The concept of the Article 27 representative (“Representative”) is common to both the UK GDPR and the EU GDPR (the EU General Data Protection Regulation (2016/679)). It is key part of the mechanism by which the territorial reach of the legislation – and its enforcement - is extended beyond the borders of the UK (in the case of the UK GDPR) or beyond the EU (in the case of the EU GDPR).

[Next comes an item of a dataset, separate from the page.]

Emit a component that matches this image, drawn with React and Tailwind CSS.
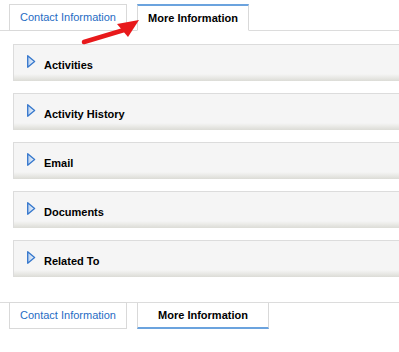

Under the UK GDPR, a Representative is an individual, company or organisation located in the UK which is “designated in writing” by an entity which lacks a UK presence but which is nevertheless subject to the UK GDPR under Article 3(2). This can happen for example where, as explained below, the appointing entity is targeting the offer of goods or services to individuals who are located in the UK. The obligation to appoint a Representative applies to processor entities as well as controller entities.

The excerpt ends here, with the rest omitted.